Carlyle Group’s realised performance revenues will be lower than expected in 2019, driven primarily by young investments in its current generation of funds across all asset classes.
“We are experiencing a short-term trough in realised performance revenue,” Kewsong Lee, co-chief executive officer, said on the firm’s first quarter earnings call Wednesday. “Realised performance revenue will ramp up starting sometime next year and accelerate significantly in the years thereafter.”
Carlyle’s realised net performance revenues fell by 54 percent to $226 million for the 12-month period ending 31 March, compared with $620 million in the preceding 12 months. Realised proceeds fell by 17.5 percent to $23.1 billion over the same period, compared with $28 billion in the previous 12 months.
Many of the investments in Carlyle’s largest fully invested funds across all asset classes are relatively young, with an average duration of two to three years. Investments that are four-or-more-years-old account for 26 percent of fair value of the portfolio, down from 41 percent three years ago, Lee said.
“Although the funds are performing well, they are not quite ready to generate and realise carry, as we typically hold most investments for four to six years,” he said.

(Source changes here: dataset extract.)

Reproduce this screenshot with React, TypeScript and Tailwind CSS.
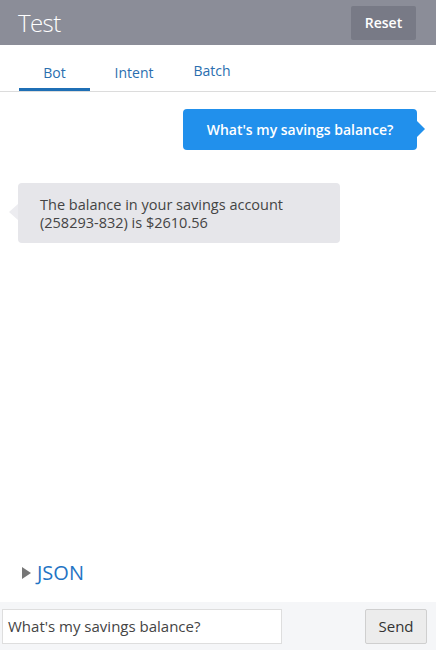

Around 40 percent of capital in the “big funds” has been returned so far, according to co-chief executive Glenn Youngkin, who did not specify which funds he was referring to. “We still need some more realisations to begin to take carry and mitigate the risk of clawback on those,” he said.

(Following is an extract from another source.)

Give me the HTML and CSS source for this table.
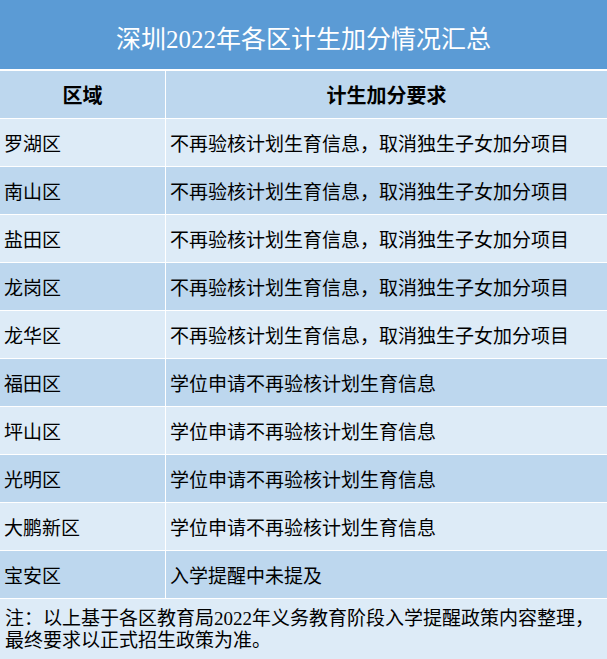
FILE: index.html
```html
<!DOCTYPE html>
<html lang="zh-CN">
<head>
<meta charset="utf-8">
<title>深圳2022年各区计生加分情况汇总</title>
<link rel="stylesheet" href="styles.css">
</head>
<body>
<div class="sheet">
  <div class="title">深圳2022年各区计生加分情况汇总</div>
  <div class="grid">
    <div class="cell head">区域</div>
    <div class="cell head">计生加分要求</div>

    <div class="cell light">罗湖区</div>
    <div class="cell light">不再验核计划生育信息，取消独生子女加分项目</div>

    <div class="cell dark">南山区</div>
    <div class="cell dark">不再验核计划生育信息，取消独生子女加分项目</div>

    <div class="cell light">盐田区</div>
    <div class="cell light">不再验核计划生育信息，取消独生子女加分项目</div>

    <div class="cell dark">龙岗区</div>
    <div class="cell dark">不再验核计划生育信息，取消独生子女加分项目</div>

    <div class="cell light">龙华区</div>
    <div class="cell light">不再验核计划生育信息，取消独生子女加分项目</div>

    <div class="cell dark">福田区</div>
    <div class="cell dark">学位申请不再验核计划生育信息</div>

    <div class="cell light">坪山区</div>
    <div class="cell light">学位申请不再验核计划生育信息</div>

    <div class="cell dark">光明区</div>
    <div class="cell dark">学位申请不再验核计划生育信息</div>

    <div class="cell light">大鹏新区</div>
    <div class="cell light">学位申请不再验核计划生育信息</div>

    <div class="cell dark">宝安区</div>
    <div class="cell dark">入学提醒中未提及</div>

    <div class="note">注：以上基于各区教育局2022年义务教育阶段入学提醒政策内容整理，<br>最终要求以正式招生政策为准。</div>
  </div>
</div>
</body>
</html>
```
FILE: styles.css
```css
html, body {
  margin: 0;
  padding: 0;
  background: #ffffff;
}

body {
  font-family: "Liberation Serif", "Noto Sans CJK SC", serif;
  color: #000000;
  width: 607px;
  height: 659px;
  overflow: hidden;
}

.sheet {
  display: flex;
  flex-direction: column;
  gap: 2px;
  width: 607px;
}

.title {
  height: 69px;
  background: #5b9bd5;
  color: #ffffff;
  font-size: 25px;
  display: flex;
  align-items: center;
  justify-content: center;
  padding-top: 4px;
  box-sizing: border-box;
}

.grid {
  display: grid;
  grid-template-columns: 165px 1fr;
  grid-auto-rows: 47px;
  column-gap: 1px;
  row-gap: 1px;
}

.cell {
  display: flex;
  align-items: center;
  padding: 0 4px;
  font-size: 19px;
  white-space: nowrap;
}

.head {
  background: #bdd7ee;
  font-weight: bold;
  font-size: 20px;
  justify-content: center;
}

.light {
  background: #ddebf7;
}

.dark {
  background: #bdd7ee;
}

.note {
  grid-column: 1 / 3;
  height: 60px;
  background: #ddebf7;
  font-size: 19px;
  line-height: 22px;
  padding: 9px 5px 0;
  box-sizing: border-box;
  white-space: nowrap;
}
```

Historically, Carlyle’s carry funds generated approximately a 2x multiple on invested capital, depending on asset class and strategy.
“At this point, our largest carry funds, as well as our smaller but more focused fund strategies, are on a trajectory to achieve multiples on invested capital in the same range as prior vintage funds,” Lee said.
Carlyle’s three latest fully-invested flagship buyouts funds in aggregate are currently marked at 1.4x.
“It is important to note that the current marks for each of the funds are in line or ahead of their predecessor fund when measured at the same point in time of that fund’s lifecycle,” Lee said.
Carlyle has $84.3 billion of private equity assets under management, and raised $16.6 billion in the last 12 months ending 31 March – almost 31.7 percent less than the $24.3 billion raised in the prior period.
The private equity strategy’s net performance revenues fell almost 75 percent to $136 million in the 12 months ending 31 March, from $536 million in the prior period, according to Carlyle’s first quarter 2019 financial results.
Meanwhile, management fees in private equity brought in a 67 percent increase quarter over quarter to $190 million in Q1, driven largely by fee activation for US, Europe and Asia buyout funds over the past year.
Carlyle deployed $1.1 billion in new and follow-on private equity investments in the first quarter, and had announced an additional $5 billion in equity commitments, including the acquisitions of Standard Aero and CEPSA.
The private equity portfolio generated a net internal rate of return of 18 percent and a return on invested capital of 2x for the 12-month period ending 31 March.
Carlyle raised $6.9 billion in new capital across strategies in the first quarter, effectively reaching its four-year $100 billion goal early, Youngkin said, noting that the rest of 2019 fundraising will now provide an upside to that goal.
Carlyle also continued to seriously explore a conversion to a C-corporation, according to Lee. “The benefits we see from the conversion have not gone unnoticed,” he said. “There are many complex operational moving parts in connection with the conversion and we intend to conclude our thinking with a decision in the not-too-distant future.”
In April, Blackstone announced its decision to convert to a C-corporation after tax cuts implemented by president Donald Trump made its complex partnership status “redundant”. At the time, the company’s chief executive also said the publicly-traded partnership model had become “irksome”.
Carlyle’s total assets under management increased to $221.5 billion for the 12-month period ending 31 March, compared with $216.47 billion a year earlier.